◆ REQUIRED TASK:
Among the lines below, count those with "components". Give the total alone.

--------

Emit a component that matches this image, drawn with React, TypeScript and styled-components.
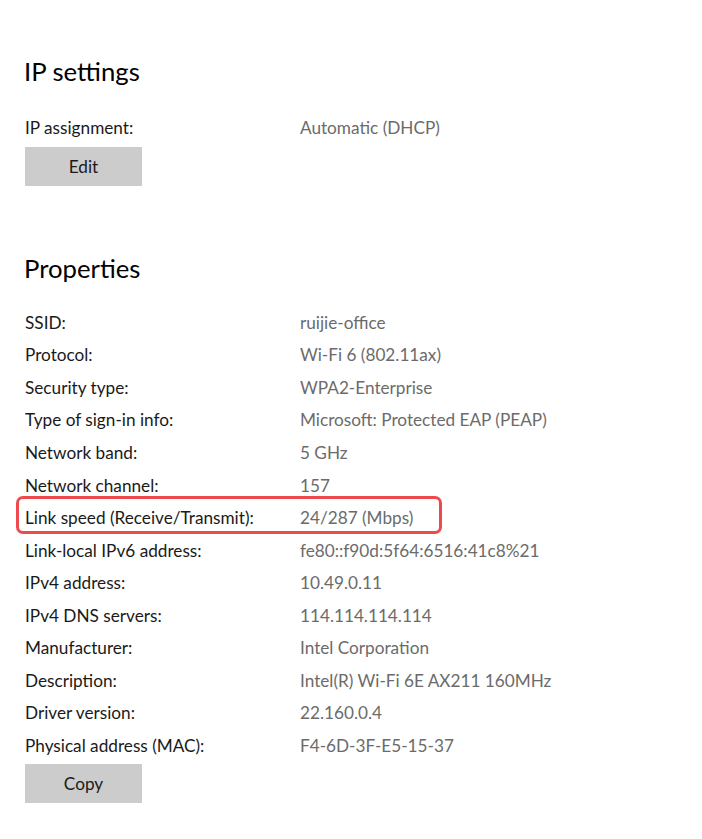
import styled, { createGlobalStyle } from "styled-components";

const GlobalStyle = createGlobalStyle`
  html, body {
    margin: 0;
    padding: 0;
    background: #ffffff;
  }
  body {
    font-family: Lato, "Open Sans", "Liberation Sans", sans-serif;
    color: #000000;
  }
`;

const Page = styled.div`
  padding: 53px 0 40px 25px;
  width: 702px;
  box-sizing: border-box;
`;

const Section = styled.section<{ $gap?: number }>`
  margin-bottom: ${(p) => p.$gap ?? 0}px;
`;

const Heading = styled.h2`
  margin: 0 0 0 -1px;
  font-size: 25.7px;
  font-weight: 400;
  line-height: 36px;
  height: 36px;
  color: #000;
`;

const Rows = styled.div<{ $top: number }>`
  display: flex;
  flex-direction: column;
  margin-top: ${(p) => p.$top}px;
`;

const Row = styled.div`
  position: relative;
  display: grid;
  grid-template-columns: 275px 1fr;
  height: 32.55px;
  align-items: center;
  font-size: 17.2px;
  padding-top: 1px;
  box-sizing: border-box;
`;

const Label = styled.span`
  color: #1a1a1a;
  position: relative;
`;

const Value = styled.span`
  color: #6b6b6b;
  position: relative;
`;

const Highlight = styled.div`
  position: absolute;
  left: -9px;
  top: -5px;
  width: 426px;
  height: 38px;
  box-sizing: border-box;
  border: 3.8px solid #ec4a4d;
  border-radius: 7px;
  pointer-events: none;
`;

const Button = styled.button`
  display: block;
  margin-top: 3px;
  width: 117px;
  height: 39px;
  border: none;
  background: #cccccc;
  font-family: inherit;
  font-size: 17.2px;
  color: #1a1a1a;
  padding: 0;
`;

type Prop = { label: string; value: string; marked?: boolean };

const properties: Prop[] = [
  { label: "SSID:", value: "ruijie-office" },
  { label: "Protocol:", value: "Wi-Fi 6 (802.11ax)" },
  { label: "Security type:", value: "WPA2-Enterprise" },
  { label: "Type of sign-in info:", value: "Microsoft: Protected EAP (PEAP)" },
  { label: "Network band:", value: "5 GHz" },
  { label: "Network channel:", value: "157" },
  { label: "Link speed (Receive/Transmit):", value: "24/287 (Mbps)", marked: true },
  { label: "Link-local IPv6 address:", value: "fe80::f90d:5f64:6516:41c8%21" },
  { label: "IPv4 address:", value: "10.49.0.11" },
  { label: "IPv4 DNS servers:", value: "114.114.114.114" },
  { label: "Manufacturer:", value: "Intel Corporation" },
  { label: "Description:", value: "Intel(R) Wi-Fi 6E AX211 160MHz" },
  { label: "Driver version:", value: "22.160.0.4" },
  { label: "Physical address (MAC):", value: "F4-6D-3F-E5-15-37" },
];

export default function App() {
  return (
    <>
      <GlobalStyle />
      <Page>
        <Section $gap={64}>
          <Heading>IP settings</Heading>
          <Rows $top={22}>
            <Row>
              <Label>IP assignment:</Label>
              <Value>Automatic (DHCP)</Value>
            </Row>
          </Rows>
          <Button>Edit</Button>
        </Section>

        <Section>
          <Heading>Properties</Heading>
          <Rows $top={20}>
            {properties.map((p) => (
              <Row key={p.label}>
                {p.marked && <Highlight />}
                <Label>{p.label}</Label>
                <Value>{p.value}</Value>
              </Row>
            ))}
          </Rows>
          <Button>Copy</Button>
        </Section>
      </Page>
    </>
  );
}
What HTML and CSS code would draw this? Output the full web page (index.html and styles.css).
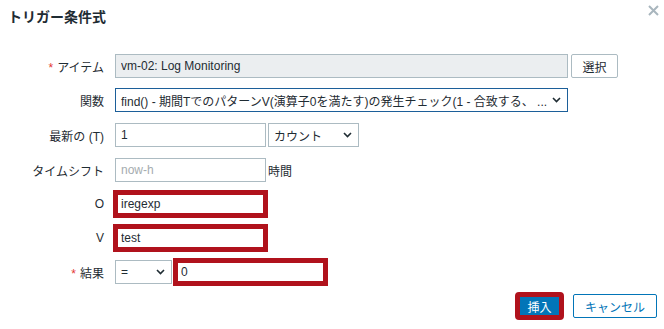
FILE: index.html
```html
<!DOCTYPE html>
<html lang="ja">
<head>
    <meta charset="UTF-8">
    <title>トリガー条件式</title>
    <link rel="stylesheet" href="styles.css">
</head>
<body>
    <div class="dialog">
        <div class="dialog-head">
            <h4>トリガー条件式</h4>
            <button class="close" title="閉じる">
                <svg width="11" height="11" viewBox="0 0 11 11"><path d="M1 1 L10 10 M10 1 L1 10" stroke="#a9b6be" stroke-width="2" fill="none"/></svg>
            </button>
        </div>

        <div class="form">
            <div class="row">
                <label class="req">アイテム</label>
                <div class="field">
                    <input type="text" class="w-wide" value="vm-02: Log Monitoring" readonly>
                    <button class="btn-alt">選択</button>
                </div>
            </div>
            <div class="row">
                <label>関数</label>
                <div class="field">
                    <div class="select w-wide focused">
                        <span>find() - 期間TでのパターンV(演算子0を満たす)の発生チェック(1 - 合致する、 ...</span>
                        <svg class="chev" width="9" height="6" viewBox="0 0 9 6"><path d="M1 1 L4.5 4.5 L8 1" stroke="#1f2c33" stroke-width="1.6" fill="none"/></svg>
                    </div>
                </div>
            </div>
            <div class="row row-latest">
                <label>最新の (T)</label>
                <div class="field">
                    <input type="text" class="w-mid" value="1">
                    <div class="select w-unit">
                        <span>カウント</span>
                        <svg class="chev" width="9" height="6" viewBox="0 0 9 6"><path d="M1 1 L4.5 4.5 L8 1" stroke="#1f2c33" stroke-width="1.6" fill="none"/></svg>
                    </div>
                </div>
            </div>
            <div class="row">
                <label>タイムシフト</label>
                <div class="field">
                    <input type="text" class="w-mid" placeholder="now-h">
                    <span class="suffix">時間</span>
                </div>
            </div>
            <div class="row">
                <label>O</label>
                <div class="field">
                    <input type="text" class="w-mid marked" value="iregexp">
                </div>
            </div>
            <div class="row">
                <label>V</label>
                <div class="field">
                    <input type="text" class="w-mid marked" value="test">
                </div>
            </div>
            <div class="row">
                <label class="req">結果</label>
                <div class="field">
                    <div class="select w-op">
                        <span>=</span>
                        <svg class="chev" width="9" height="6" viewBox="0 0 9 6"><path d="M1 1 L4.5 4.5 L8 1" stroke="#1f2c33" stroke-width="1.6" fill="none"/></svg>
                    </div>
                    <input type="text" class="w-mid marked" value="0">
                </div>
            </div>
        </div>

        <div class="dialog-foot">
            <button class="btn-main marked">挿入</button>
            <button class="btn-cancel">キャンセル</button>
        </div>
    </div>
</body>
</html>
```
FILE: styles.css
```css
body {
    margin: 0;
    background: #fff;
    font-family: 'Liberation Sans', Arial, 'Noto Sans CJK JP', sans-serif;
    font-size: 12px;
    color: #1f2c33;
}
.dialog {
    width: 664px;
    height: 329px;
    box-sizing: border-box;
}
.dialog-head {
    display: flex;
    justify-content: space-between;
    align-items: flex-start;
    padding: 7px 5px 0 8px;
}
.dialog-head h4 {
    margin: 0;
    font-size: 14px;
    line-height: 20px;
    font-weight: bold;
    color: #1f2c33;
}
.close {
    border: none;
    background: none;
    padding: 0;
    margin-top: -2px;
    width: 11px;
    height: 11px;
    cursor: pointer;
}
.close svg {
    display: block;
}
.form {
    margin-top: 27px;
}
.row {
    display: flex;
    align-items: center;
    height: 24px;
    margin-bottom: 10px;
}
.row-latest {
    height: 26px;
}
.row label {
    width: 104px;
    text-align: right;
    margin-right: 11px;
    flex-shrink: 0;
}
.row label.req::before {
    content: "*";
    color: #e33734;
    margin-right: 4px;
}
.field {
    display: flex;
    align-items: center;
}
input[type="text"] {
    box-sizing: border-box;
    height: 24px;
    border: 1px solid #acbbc2;
    background: #fff;
    padding: 0 5px;
    margin: 0;
    font: inherit;
    color: #1f2c33;
    outline: none;
}
input[readonly] {
    background: #ebeef0;
}
input::placeholder {
    color: #a5acb0;
}
.w-wide {
    width: 453px;
}
.w-mid {
    width: 151px;
}
.w-unit {
    width: 91px;
    margin-left: 2px;
}
.w-op {
    width: 57px;
    margin-right: 3px;
}
.select {
    box-sizing: border-box;
    height: 24px;
    border: 1px solid #acbbc2;
    background: #fff;
    display: flex;
    align-items: center;
    justify-content: space-between;
    padding: 0 6px 0 5px;
    white-space: nowrap;
    overflow: hidden;
}
.select.focused {
    border-color: #1c5f99;
}
.chev {
    flex-shrink: 0;
    margin-left: 4px;
}
.suffix {
    margin-left: 2px;
}
.marked {
    outline: 5px solid #b0121c !important;
    outline-offset: -3px;
}
.btn-alt {
    box-sizing: border-box;
    height: 24px;
    width: 47px;
    margin-left: 3px;
    border: 1px solid #acbbc2;
    border-radius: 2px;
    background: #fff;
    color: #1f2c33;
    font: inherit;
    padding: 0;
}
.dialog-foot {
    display: flex;
    justify-content: flex-end;
    margin-top: 7px;
    padding-right: 7px;
}
.dialog-foot button {
    box-sizing: border-box;
    height: 24px;
    border-radius: 2px;
    font: inherit;
    padding: 0;
    cursor: pointer;
}
.btn-main {
    width: 45px;
    background: #0275b8;
    border: 1px solid #0275b8;
    color: #fff;
    font-weight: bold;
}
.btn-cancel {
    width: 84px;
    margin-left: 11px;
    background: #fff;
    border: 1px solid #0275b8;
    color: #0275b8;
}
```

--------

◆ TASK SOLUTION:
2